Original Defendants have also cross-moved for summary judgment in Royal's favor, dismissing the complaint as to them on the grounds that there can be no liability against a managing agent for a disclosed principal. But here, Plaintiffs allege, and Original Defendants do not seem to dispute, that Royal is the disclosed principal, and 68 West is the alleged managing agent. This line of argument by Original Defendants does not establish that Royal would bear no liability for 68 West's actions that may or may not have been taken on their behalf. Furthermore, Plaintiffs have argued that summary judgment would be premature at this time, as discovery is needed in order to determine which entity or entities entered into the relevant construction contracts and directed or approved the construction work at issue. When the nonmovant in a summary judgment motion shows that there are "facts essential to justify opposition [that] may exist but cannot then be stated", then discovery under CPLR § 3212(f) is warranted and a judgment on the merits is premature. Matter of Vaccari v. Vaccari, 172 A.D.3d 582, 583 (1st Dept. 2019). Here, who signed the contracts and was responsible for the excavation that allegedly damaged Plaintiffs' home would be an essential fact to determine, and at this prediscovery phase Plaintiffs do not have that information. Therefore, summary judgment on Royal's behalf would be premature.

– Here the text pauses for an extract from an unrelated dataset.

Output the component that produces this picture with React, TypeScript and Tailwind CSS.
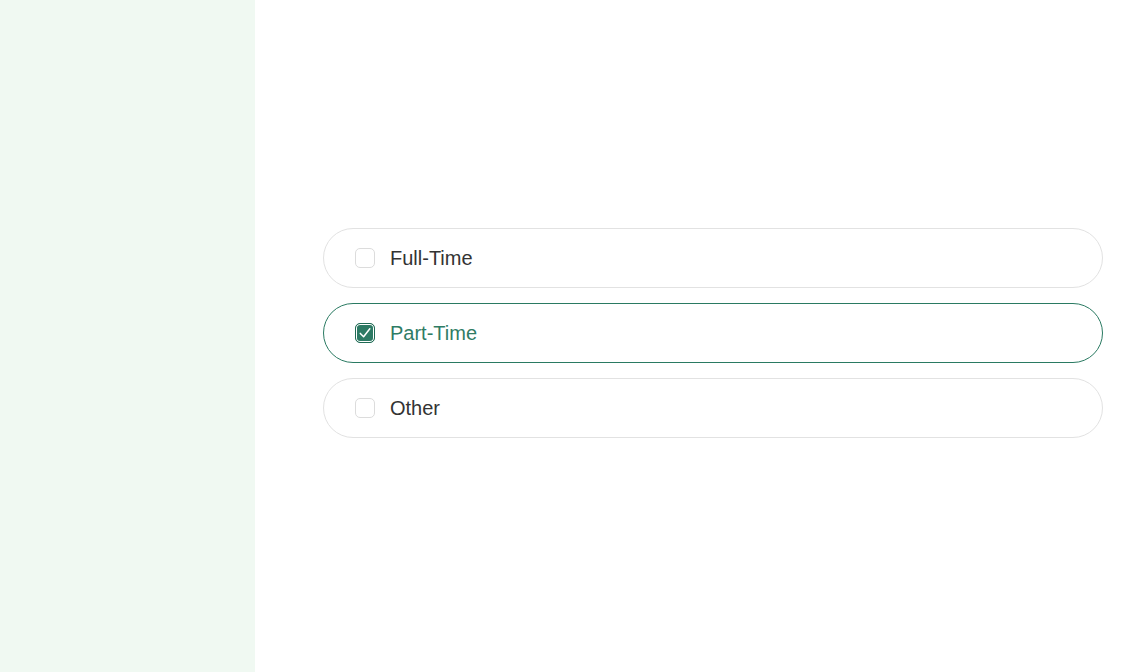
import React from "react";

const items = [
  { label: "Full-Time", checked: false },
  { label: "Part-Time", checked: true },
  { label: "Other", checked: false },
];

export default function App() {
  return (
    <div className="flex h-[672px] w-full bg-white" style={{ fontFamily: '"Liberation Sans", Arial, sans-serif' }}>
      <div className="w-[255px] shrink-0 bg-[#f0f9f2]" />
      <div className="flex flex-1 flex-col gap-[15px] pl-[68px] pr-[20px] pt-[228px]">
        {items.map((it) =>
          it.checked ? (
            <div
              key={it.label}
              className="flex h-[60px] items-center rounded-full border border-[#2a7a62] pl-[31px]"
            >
              <span className="flex h-[20px] w-[20px] items-center justify-center rounded-[5px] border border-[#1f6a54] bg-[#2d7a64] ring-1 ring-inset ring-white">
                <svg width="14" height="14" viewBox="0 0 14 14" fill="none">
                  <path d="M2.3 7.4 L5.6 10.8 L11.8 2.8" stroke="white" strokeWidth="1.5" strokeLinecap="round" strokeLinejoin="round" />
                </svg>
              </span>
              <span className="ml-[15px] text-[20px] text-[#2f7c65]">{it.label}</span>
            </div>
          ) : (
            <div
              key={it.label}
              className="flex h-[60px] items-center rounded-full border border-[#e2e2e2] pl-[31px]"
            >
              <span className="h-[20px] w-[20px] rounded-[5px] border border-[#dcdcdc] bg-white" />
              <span className="ml-[15px] text-[20px] text-[#333333]">{it.label}</span>
            </div>
          )
        )}
      </div>
    </div>
  );
}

Plaint As' Motion to Amend the Complaint

Plaintiffs have moved to amend the complaint in order to add the Contractor Defendants. Original Defendants have opposed on the grounds that Plaintiffs failed to file a proposed supplemental summons and that the proposed pleading fails to state a cause of action. Turning first to the question of a supplemental summons, CPLR 305(a) states that "[w]here, upon order of the court [. . .] a new party is joined in the action and the joinder is not made by the new party's motion, a supplemental summons specifying the pleading which the new party must answer shall be filed with the clerk of the court and served upon such party." The language clearly states that a supplemental summons is to be served once a court order has joined the new party, not as a necessary prerequisite in order to amend a complaint to add a new party. Original Defendants have provided no case law to the contrary.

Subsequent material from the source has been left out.